Restoration Services

Needlepoint is an age-old art form, and the pieces we stitch sometimes endure quite a bit of wear and tear. Sometimes we stumble upon on an already stitched piece and want to breathe new life into it. There are many reasons an individual may seek out restoration services for their needlepoint. Some examples:

1. The needlepoint is crafted into a piece that looks 'dated' with fabric or styling from a different era.
2. The needlepoint is dirty and/or faded and needs to be cleaned.
3. The needlepoint has come out of skew over time and needs to be re-blocked and re-set.
4. The needlepoint, or some component of it's crafted structure, is broken or worn-out.

These are just a handful of obstacles we have encountered. At Rittenhouse Needlepoint, we receive needlepoint in all conditions, and we are prepared to act accordingly. Preserving needlework of any kind is an art form of it's own.

Let's walk through a standard restoration project together.

Step 1 - Assessing the damage
The piece is inspected thoroughly. Notes are made of what the customer likes, and wants to keep, as well as what they don't want to keep. We carry a wide variety of fabrics so that we can find similar materials to the original piece, if the customer desires. This is typically the part where we can make an estimate on the number of hours the restoration project will take. This customer wanted a similar fabric color, and ruching on the gusset.

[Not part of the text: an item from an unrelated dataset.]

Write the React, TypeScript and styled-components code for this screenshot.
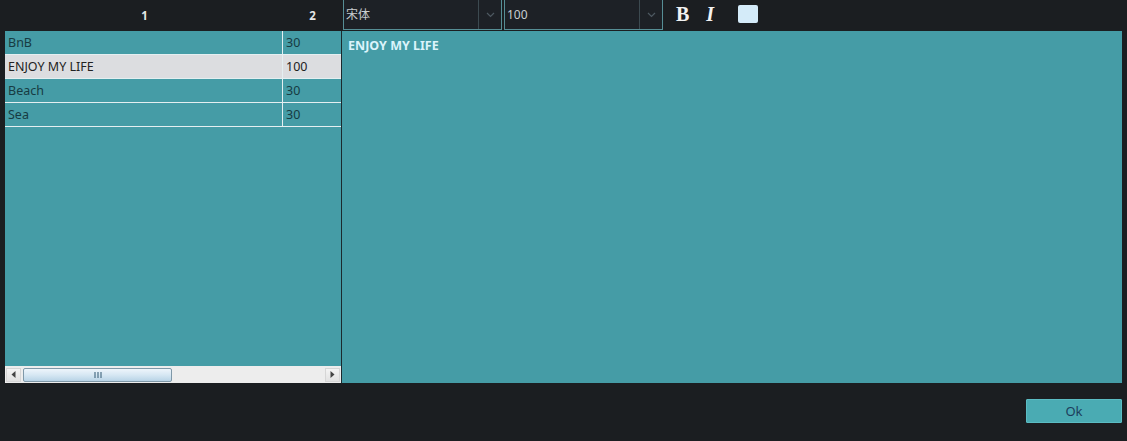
import styled, { createGlobalStyle } from 'styled-components'

const GlobalStyle = createGlobalStyle`
  html, body {
    margin: 0;
    padding: 0;
    background: #1b1e21;
  }
  body {
    font-family: "Noto Sans", "Noto Sans CJK SC", sans-serif;
    font-size: 12.5px;
  }
`

const Window = styled.div`
  width: 1127px;
  height: 441px;
  display: flex;
  flex-direction: column;
  background: #1b1e21;
  overflow: hidden;
`

const Main = styled.div`
  display: flex;
  padding-left: 5px;
  padding-right: 5px;
`

const LeftPane = styled.div`
  width: 336px;
  display: flex;
  flex-direction: column;
`

const HeaderRow = styled.div`
  height: 31px;
  display: flex;
  align-items: center;
  color: #e6e6e6;
  font-weight: 700;
  font-size: 11.5px;
`

const HeaderCell = styled.div<{ $width: number }>`
  width: ${({ $width }) => $width}px;
  text-align: center;
`

const TableBody = styled.div`
  height: 352px;
  background: #459ca6;
  display: flex;
  flex-direction: column;
`

const Rows = styled.div`
  flex: 1;
`

const Row = styled.div<{ $selected?: boolean }>`
  display: flex;
  height: 23px;
  border-bottom: 1px solid #e4eff1;
  background: ${({ $selected }) => ($selected ? '#dcdde0' : 'transparent')};
  color: ${({ $selected }) => ($selected ? '#222' : '#173b42')};
`

const Cell = styled.div<{ $width?: number }>`
  ${({ $width }) => ($width ? `width: ${$width}px;` : 'flex: 1;')}
  padding-left: 3px;
  line-height: 23px;
  white-space: nowrap;
  overflow: hidden;
  box-sizing: border-box;
  & + & {
    border-left: 1px solid #e4eff1;
  }
`

const ScrollBar = styled.div`
  height: 17px;
  background: #ededed;
  display: flex;
  align-items: center;
  padding: 0 1px;
  gap: 2px;
`

const ArrowButton = styled.div`
  width: 15px;
  height: 14px;
  box-sizing: border-box;
  border: 1px solid #d6d6d6;
  background: linear-gradient(#f4f4f4, #e2e2e2);
  display: flex;
  align-items: center;
  justify-content: center;
`

const Thumb = styled.div`
  width: 149px;
  height: 14px;
  box-sizing: border-box;
  border: 1px solid #7f98a8;
  border-radius: 2px;
  background: linear-gradient(#eef5fb, #d6e7f3 50%, #b8d3e6);
  display: flex;
  align-items: center;
  justify-content: center;
`

const Track = styled.div`
  flex: 1;
`

const RightPane = styled.div`
  flex: 1;
  display: flex;
  flex-direction: column;
`

const Toolbar = styled.div`
  height: 31px;
  display: flex;
  align-items: flex-start;
  padding-left: 2px;
`

const Combo = styled.div<{ $ml?: number }>`
  width: 159px;
  height: 31px;
  margin-top: -1px;
  margin-left: ${({ $ml }) => $ml ?? 0}px;
  box-sizing: border-box;
  border: 1px solid #568e95;
  background: #1d2126;
  display: flex;
  color: #c9cdd0;
  font-size: 12px;
`

const ComboText = styled.div`
  flex: 1;
  padding-left: 2px;
  line-height: 29px;
`

const ComboArrow = styled.div`
  width: 22px;
  border-left: 1px solid #3c4a50;
  display: flex;
  align-items: center;
  justify-content: center;
`

const StyleButton = styled.div<{ $italic?: boolean; $ml: number }>`
  margin-left: ${({ $ml }) => $ml}px;
  font-family: "Liberation Serif", serif;
  font-weight: 700;
  font-style: ${({ $italic }) => ($italic ? 'italic' : 'normal')};
  font-size: 20px;
  color: #f2f2f2;
  height: 29px;
  line-height: 29px;
`

const Swatch = styled.div`
  width: 20px;
  height: 18px;
  margin-top: 5px;
  margin-left: 24px;
  border-radius: 2px;
  background: #d4ebf9;
`

const Editor = styled.div`
  height: 352px;
  background: #459ca6;
  border-left: 1px solid #1b2a2e;
  padding: 6px 6px;
  box-sizing: border-box;
  color: #dcf4fb;
  font-weight: 700;
`

const Footer = styled.div`
  flex: 1;
  display: flex;
  justify-content: flex-end;
  padding: 16px 5px 0 0;
`

const OkButton = styled.button`
  width: 96px;
  height: 24px;
  background: #4aabb3;
  border: 1px solid #5bbcc3;
  border-radius: 1px;
  color: #1c3d5c;
  font-family: "Noto Sans", sans-serif;
  font-size: 13px;
  padding: 0;
`

const rows = [
  { name: 'BnB', size: '30' },
  { name: 'ENJOY MY LIFE', size: '100', selected: true },
  { name: 'Beach', size: '30' },
  { name: 'Sea', size: '30' },
]

const Chevron = () => (
  <svg width="9" height="6" viewBox="0 0 9 6">
    <path d="M1 1 L4.5 4.5 L8 1" stroke="#4d5961" strokeWidth="1.2" fill="none" />
  </svg>
)

const Triangle = ({ dir }: { dir: 'left' | 'right' }) => (
  <svg width="5" height="7" viewBox="0 0 5 7">
    <path d={dir === 'left' ? 'M4.5 0 L0.5 3.5 L4.5 7 Z' : 'M0.5 0 L4.5 3.5 L0.5 7 Z'} fill="#444" />
  </svg>
)

const Grip = () => (
  <svg width="8" height="6" viewBox="0 0 8 6">
    <path d="M1 0 V6 M4 0 V6 M7 0 V6" stroke="#4b6f86" strokeWidth="1.2" />
  </svg>
)

export default function App() {
  return (
    <Window>
      <GlobalStyle />
      <Main>
        <LeftPane>
          <HeaderRow>
            <HeaderCell $width={279}>1</HeaderCell>
            <HeaderCell $width={57}>2</HeaderCell>
          </HeaderRow>
          <TableBody>
            <Rows>
              {rows.map((r) => (
                <Row key={r.name} $selected={r.selected}>
                  <Cell $width={277}>{r.name}</Cell>
                  <Cell>{r.size}</Cell>
                </Row>
              ))}
            </Rows>
            <ScrollBar>
              <ArrowButton>
                <Triangle dir="left" />
              </ArrowButton>
              <Thumb>
                <Grip />
              </Thumb>
              <Track />
              <ArrowButton>
                <Triangle dir="right" />
              </ArrowButton>
            </ScrollBar>
          </TableBody>
        </LeftPane>
        <RightPane>
          <Toolbar>
            <Combo>
              <ComboText>宋体</ComboText>
              <ComboArrow>
                <Chevron />
              </ComboArrow>
            </Combo>
            <Combo $ml={2}>
              <ComboText>100</ComboText>
              <ComboArrow>
                <Chevron />
              </ComboArrow>
            </Combo>
            <StyleButton $ml={13}>B</StyleButton>
            <StyleButton $italic $ml={17}>I</StyleButton>
            <Swatch />
          </Toolbar>
          <Editor>ENJOY MY LIFE</Editor>
        </RightPane>
      </Main>
      <Footer>
        <OkButton>Ok</OkButton>
      </Footer>
    </Window>
  )
}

Step 2 - Deconstruction & Cleaning
The needlepoint is extracted from the old item and is cleaned in a gentle hypoallergenic soak wash to lift grease, dirt, food, pet stains - whatever the needlepoint has endured. Depending on the fiber content, some areas may be pulled and re-stitched in similar fibers. This piece was not very dirty so it did not to be re-stitched. A quick soak wash and Step 2 is complete.

Step 3 - Blocking
While the piece is still wet we start on blocking. This piece in particular had badly frayed edges, so we could not block with nails without putting holes in the border of the needlepoint. Because the piece was so small and delicate - T-Pins on a foam mat did the trick to re-shape the piece. (This method is not reccommended for larger pieces.)

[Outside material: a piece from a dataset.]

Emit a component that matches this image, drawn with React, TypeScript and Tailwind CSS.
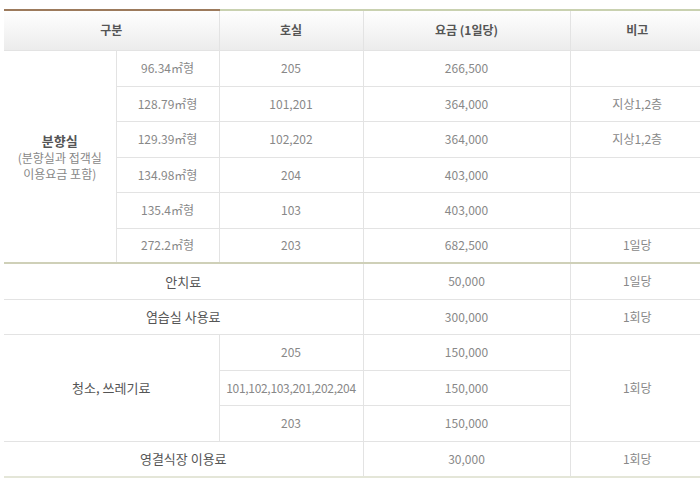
const rooms = [
  ["96.34㎡형", "205", "266,500", ""],
  ["128.79㎡형", "101,201", "364,000", "지상1,2층"],
  ["129.39㎡형", "102,202", "364,000", "지상1,2층"],
  ["134.98㎡형", "204", "403,000", ""],
  ["135.4㎡형", "103", "403,000", ""],
  ["272.2㎡형", "203", "682,500", "1일당"],
];

const heights = ["h-[36px]", "h-[35px]", "h-[36px]", "h-[35px]", "h-[36px]", "h-[35px]"];

const td = "border border-[#e3e3e3] text-center align-middle p-0";
const th = "text-center align-middle p-0 font-semibold text-[#555] border-x border-[#e3e3e3]";

export default function App() {
  return (
    <div
      className="w-[700px] h-[482px] bg-white pt-[9px] pl-[4px] overflow-hidden text-[12px] text-[#888]"
      style={{ fontFamily: '"Noto Sans CJK KR", "Noto Sans", sans-serif' }}
    >
      <table className="w-[700px] table-fixed border-collapse">
        <colgroup>
          <col className="w-[112px]" />
          <col className="w-[103px]" />
          <col className="w-[144px]" />
          <col className="w-[207px]" />
          <col className="w-[134px]" />
        </colgroup>
        <thead>
          <tr className="h-[40px] bg-gradient-to-b from-white to-[#ececec]">
            <th colSpan={2} className={`${th} border-t-2 border-t-[#9c7a5c] border-l-0`}>
              구분
            </th>
            <th className={`${th} border-t-2 border-t-[#c9d1b0]`}>호실</th>
            <th className={`${th} border-t-2 border-t-[#c9d1b0]`}>요금 (1일당)</th>
            <th className={`${th} border-t-2 border-t-[#c9d1b0] border-r-0`}>비고</th>
          </tr>
        </thead>
        <tbody>
          {rooms.map((r, i) => (
            <tr key={i} className={heights[i]}>
              {i === 0 && (
                <td rowSpan={6} className={`${td} border-l-0`}>
                  <div className="flex flex-col items-center gap-px">
                    <span className="font-bold text-[#555] text-[13px] leading-[17px]">분향실</span>
                    <span className="leading-[15px]">(분향실과 접객실</span>
                    <span className="leading-[15px]">이용요금 포함)</span>
                  </div>
                </td>
              )}
              <td className={td}>{r[0]}</td>
              <td className={td}>{r[1]}</td>
              <td className={td}>{r[2]}</td>
              <td className={`${td} border-r-0`}>{r[3]}</td>
            </tr>
          ))}
          <tr className="h-[36px] border-t-2 border-t-[#cfd0b8]">
            <td colSpan={3} className={`${td} border-l-0 text-[#555] text-[13px]`}>안치료</td>
            <td className={td}>50,000</td>
            <td className={`${td} border-r-0`}>1일당</td>
          </tr>
          <tr className="h-[35px]">
            <td colSpan={3} className={`${td} border-l-0 text-[#555] text-[13px]`}>염습실 사용료</td>
            <td className={td}>300,000</td>
            <td className={`${td} border-r-0`}>1회당</td>
          </tr>
          <tr className="h-[36px]">
            <td rowSpan={3} colSpan={2} className={`${td} border-l-0 text-[#555] text-[13px]`}>
              청소, 쓰레기료
            </td>
            <td className={td}>205</td>
            <td className={td}>150,000</td>
            <td rowSpan={3} className={`${td} border-r-0`}>1회당</td>
          </tr>
          <tr className="h-[35px]">
            <td className={`${td} whitespace-nowrap tracking-[-0.3px]`}>101,102,103,201,202,204</td>
            <td className={td}>150,000</td>
          </tr>
          <tr className="h-[36px]">
            <td className={td}>203</td>
            <td className={td}>150,000</td>
          </tr>
          <tr className="h-[36px] border-b-2 border-b-[#e4e6d8]">
            <td colSpan={3} className={`${td} border-l-0 text-[#555] text-[13px]`}>영결식장 이용료</td>
            <td className={td}>30,000</td>
            <td className={`${td} border-r-0`}>1회당</td>
          </tr>
        </tbody>
      </table>
    </div>
  );
}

Sometimes multiple blockings are required to re-set the shape of the needlepoint - especially if it has been stitched in wool or acrylic fiber. Sometimes the piece must be dry-blocked if the fibers are not color fast.

Step 4 - Re-Construction
After a the piece was checked for color bleeding, and the beadwork was reinforced with glue - it was reconstructed. We stuck with the original design and gave the piece a new gussett, with a tighter gather on the fabric. The bows and leaves on the top were swapped out for newer materials. Decorative cording and a hanging loop was added.